# [Written problem]
Reproduce all the lines below exactly and omit the images.

··· Material provided

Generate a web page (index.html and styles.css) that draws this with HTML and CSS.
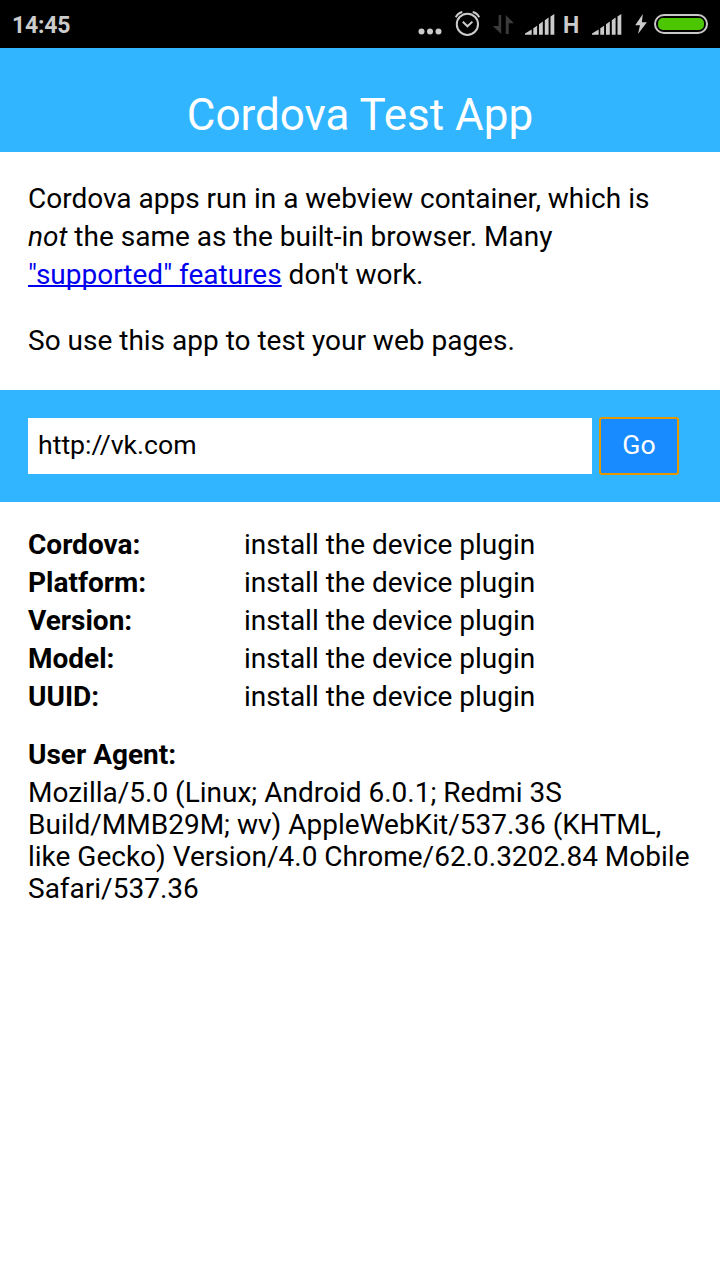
FILE: index.html
```html
<!DOCTYPE html>
<html lang="en">
<head>
<meta charset="utf-8">
<title>Cordova Test App</title>
<link rel="stylesheet" href="styles.css">
</head>
<body>
<div class="statusbar">
  <span class="clock">14:45</span>
  <div class="status-icons">
    <svg class="more" width="26" height="48" viewBox="417 0 26 48"><circle cx="421.5" cy="31.5" r="3"/><circle cx="430" cy="31.5" r="3"/><circle cx="438.5" cy="31.5" r="3"/></svg>
    <svg class="alarm" width="28" height="48" viewBox="454 0 28 48"><circle cx="467.4" cy="24.3" r="10.6"/><path d="M462.8 21.8l4.7 4.5 4.9-4.7M455.8 17.3q2-4.2 6.5-5.3M479.2 17.3q-2-4.2-6.5-5.3"/></svg>
    <svg class="transfer" width="22" height="48" viewBox="492 0 22 48"><path d="M498.6 15h2.6v19l-8.4-8h5.8zM505.8 34V15l8.2 8.2h-5.3V34z"/></svg>
    <svg class="signal" width="30" height="48" viewBox="525 0 30 48"><path d="M525 34.7v-1.2l6.7-4v5.2zM533.3 34.7v-6.4l3.8-2.6v9zM539 34.7V24.2l3.8-2.6v13.1zM544.8 34.7V20.2l3.8-2.6v17.1zM550.5 34.7V16.5l3.8-2.6v20.8z"/></svg>
    <span class="network">H</span>
    <svg class="signal second" width="30" height="48" viewBox="525 0 30 48"><path d="M525 34.7v-1.2l6.7-4v5.2zM533.3 34.7v-6.4l3.8-2.6v9zM539 34.7V24.2l3.8-2.6v13.1zM544.8 34.7V20.2l3.8-2.6v17.1zM550.5 34.7V16.5l3.8-2.6v20.8z"/></svg>
    <svg class="bolt" width="12" height="48" viewBox="635.5 0 12 48"><path d="M643.3 14l-7.6 11.3h4.8l-2 8.7 8.9-11.7h-5z"/></svg>
    <div class="battery"><div class="charge"></div></div>
  </div>
</div>
<header class="header"><h1 class="title">Cordova Test App</h1></header>
<section class="intro">
  <p>Cordova apps run in a webview container, which is <em>not</em> the same as the built-in browser. Many <a class="link" href="#">"supported" features</a> don't work.</p>
  <p>So use this app to test your web pages.</p>
</section>
<form class="address">
  <input class="url" type="text" value="http://vk.com">
  <button class="go" type="button">Go</button>
</form>
<section class="info">
  <dl class="details">
    <dt>Cordova:</dt><dd>install the device plugin</dd>
    <dt>Platform:</dt><dd>install the device plugin</dd>
    <dt>Version:</dt><dd>install the device plugin</dd>
    <dt>Model:</dt><dd>install the device plugin</dd>
    <dt>UUID:</dt><dd>install the device plugin</dd>
  </dl>
  <h2 class="agent-title">User Agent:</h2>
  <p class="agent">Mozilla/5.0 (Linux; Android 6.0.1; Redmi 3S Build/MMB29M; wv) AppleWebKit/537.36 (KHTML, like Gecko) Version/4.0 Chrome/62.0.3202.84 Mobile Safari/537.36</p>
</section>
</body>
</html>
```

FILE: styles.css
```css
* { box-sizing: border-box; }
body {
  margin: 0;
  min-height: 1280px;
  background: #fff;
  color: #000;
  font: 28px/38px Roboto, sans-serif;
}
h1, h2, p, dl, dd { margin: 0; }

.statusbar {
  display: flex;
  justify-content: space-between;
  height: 48px;
  padding: 0 12px;
  background: #000;
  color: #cbcbcb;
  fill: #cbcbcb;
}
.clock { font-size: 23px; font-weight: 700; letter-spacing: -0.2px; line-height: 52px; }
.status-icons { display: flex; align-items: center; height: 48px; }
.more { margin-right: 11px; }
.alarm { margin-right: 10px; fill: none; stroke: #cbcbcb; stroke-width: 2; }
.transfer { margin-right: 11px; fill: #3b3b3b; }
.network { width: 37px; padding: 4px 0 0 8px; font-size: 23px; font-weight: 700; line-height: 48px; }
.second { margin-right: 13px; }
.bolt { margin-right: 7px; }
.battery {
  width: 54px;
  height: 20px;
  padding: 2px;
  border: 2px solid #c8c8c8;
  border-radius: 10px;
}
.charge { width: 46px; height: 12px; border-radius: 5px; background: #4cc600; }

.header { height: 104px; padding-top: 41px; background: #32b5ff; }
.title {
  color: #fff;
  font-size: 44px;
  font-weight: 400;
  line-height: 52px;
  text-align: center;
}

.intro {
  display: flex;
  flex-direction: column;
  gap: 28px;
  height: 238px;
  padding: 28px 28px 0;
}
.link {
  color: #00e;
  text-decoration: underline;
  text-decoration-thickness: 2px;
  text-decoration-skip-ink: none;
}

.address {
  display: flex;
  align-items: center;
  gap: 7px;
  height: 112px;
  padding: 0 28px;
  background: #32b5ff;
}
.url {
  width: 564px;
  height: 56px;
  padding: 0 10px 2px;
  border: 0;
  background: #fff;
  color: #000;
  font: 26.667px Roboto, sans-serif;
}
.go {
  width: 80px;
  height: 58px;
  padding: 0 0 2px;
  border: 2px solid #e59700;
  border-radius: 3px;
  background: #178bff;
  color: #fff;
  font: 26.667px Roboto, sans-serif;
}

.info { padding: 24px 28px 0; }
.details { display: grid; grid-template-columns: 216px 1fr; }
.details dt { font-weight: 700; }
.agent-title { margin-top: 20px; font-size: 28px; font-weight: 700; line-height: 38px; }
.agent { margin-top: 3px; line-height: 32px; }
```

······

# [Full solution]
Generate a web page (index.html and styles.css) that draws this with HTML and CSS.
FILE: index.html
```html
<!DOCTYPE html>
<html lang="en">
<head>
<meta charset="utf-8">
<title>Cordova Test App</title>
<link rel="stylesheet" href="styles.css">
</head>
<body>
<div class="statusbar">
  <span class="clock">14:45</span>
  <div class="status-icons">
    <svg class="more" width="26" height="48" viewBox="417 0 26 48"><circle cx="421.5" cy="31.5" r="3"/><circle cx="430" cy="31.5" r="3"/><circle cx="438.5" cy="31.5" r="3"/></svg>
    <svg class="alarm" width="28" height="48" viewBox="454 0 28 48"><circle cx="467.4" cy="24.3" r="10.6"/><path d="M462.8 21.8l4.7 4.5 4.9-4.7M455.8 17.3q2-4.2 6.5-5.3M479.2 17.3q-2-4.2-6.5-5.3"/></svg>
    <svg class="transfer" width="22" height="48" viewBox="492 0 22 48"><path d="M498.6 15h2.6v19l-8.4-8h5.8zM505.8 34V15l8.2 8.2h-5.3V34z"/></svg>
    <svg class="signal" width="30" height="48" viewBox="525 0 30 48"><path d="M525 34.7v-1.2l6.7-4v5.2zM533.3 34.7v-6.4l3.8-2.6v9zM539 34.7V24.2l3.8-2.6v13.1zM544.8 34.7V20.2l3.8-2.6v17.1zM550.5 34.7V16.5l3.8-2.6v20.8z"/></svg>
    <span class="network">H</span>
    <svg class="signal second" width="30" height="48" viewBox="525 0 30 48"><path d="M525 34.7v-1.2l6.7-4v5.2zM533.3 34.7v-6.4l3.8-2.6v9zM539 34.7V24.2l3.8-2.6v13.1zM544.8 34.7V20.2l3.8-2.6v17.1zM550.5 34.7V16.5l3.8-2.6v20.8z"/></svg>
    <svg class="bolt" width="12" height="48" viewBox="635.5 0 12 48"><path d="M643.3 14l-7.6 11.3h4.8l-2 8.7 8.9-11.7h-5z"/></svg>
    <div class="battery"><div class="charge"></div></div>
  </div>
</div>
<header class="header"><h1 class="title">Cordova Test App</h1></header>
<section class="intro">
  <p>Cordova apps run in a webview container, which is <em>not</em> the same as the built-in browser. Many <a class="link" href="#">"supported" features</a> don't work.</p>
  <p>So use this app to test your web pages.</p>
</section>
<form class="address">
  <input class="url" type="text" value="http://vk.com">
  <button class="go" type="button">Go</button>
</form>
<section class="info">
  <dl class="details">
    <dt>Cordova:</dt><dd>install the device plugin</dd>
    <dt>Platform:</dt><dd>install the device plugin</dd>
    <dt>Version:</dt><dd>install the device plugin</dd>
    <dt>Model:</dt><dd>install the device plugin</dd>
    <dt>UUID:</dt><dd>install the device plugin</dd>
  </dl>
  <h2 class="agent-title">User Agent:</h2>
  <p class="agent">Mozilla/5.0 (Linux; Android 6.0.1; Redmi 3S Build/MMB29M; wv) AppleWebKit/537.36 (KHTML, like Gecko) Version/4.0 Chrome/62.0.3202.84 Mobile Safari/537.36</p>
</section>
</body>
</html>
```

FILE: styles.css
```css
* { box-sizing: border-box; }
body {
  margin: 0;
  min-height: 1280px;
  background: #fff;
  color: #000;
  font: 28px/38px Roboto, sans-serif;
}
h1, h2, p, dl, dd { margin: 0; }

.statusbar {
  display: flex;
  justify-content: space-between;
  height: 48px;
  padding: 0 12px;
  background: #000;
  color: #cbcbcb;
  fill: #cbcbcb;
}
.clock { font-size: 23px; font-weight: 700; letter-spacing: -0.2px; line-height: 52px; }
.status-icons { display: flex; align-items: center; height: 48px; }
.more { margin-right: 11px; }
.alarm { margin-right: 10px; fill: none; stroke: #cbcbcb; stroke-width: 2; }
.transfer { margin-right: 11px; fill: #3b3b3b; }
.network { width: 37px; padding: 4px 0 0 8px; font-size: 23px; font-weight: 700; line-height: 48px; }
.second { margin-right: 13px; }
.bolt { margin-right: 7px; }
.battery {
  width: 54px;
  height: 20px;
  padding: 2px;
  border: 2px solid #c8c8c8;
  border-radius: 10px;
}
.charge { width: 46px; height: 12px; border-radius: 5px; background: #4cc600; }

.header { height: 104px; padding-top: 41px; background: #32b5ff; }
.title {
  color: #fff;
  font-size: 44px;
  font-weight: 400;
  line-height: 52px;
  text-align: center;
}

.intro {
  display: flex;
  flex-direction: column;
  gap: 28px;
  height: 238px;
  padding: 28px 28px 0;
}
.link {
  color: #00e;
  text-decoration: underline;
  text-decoration-thickness: 2px;
  text-decoration-skip-ink: none;
}

.address {
  display: flex;
  align-items: center;
  gap: 7px;
  height: 112px;
  padding: 0 28px;
  background: #32b5ff;
}
.url {
  width: 564px;
  height: 56px;
  padding: 0 10px 2px;
  border: 0;
  background: #fff;
  color: #000;
  font: 26.667px Roboto, sans-serif;
}
.go {
  width: 80px;
  height: 58px;
  padding: 0 0 2px;
  border: 2px solid #e59700;
  border-radius: 3px;
  background: #178bff;
  color: #fff;
  font: 26.667px Roboto, sans-serif;
}

.info { padding: 24px 28px 0; }
.details { display: grid; grid-template-columns: 216px 1fr; }
.details dt { font-weight: 700; }
.agent-title { margin-top: 20px; font-size: 28px; font-weight: 700; line-height: 38px; }
.agent { margin-top: 3px; line-height: 32px; }
```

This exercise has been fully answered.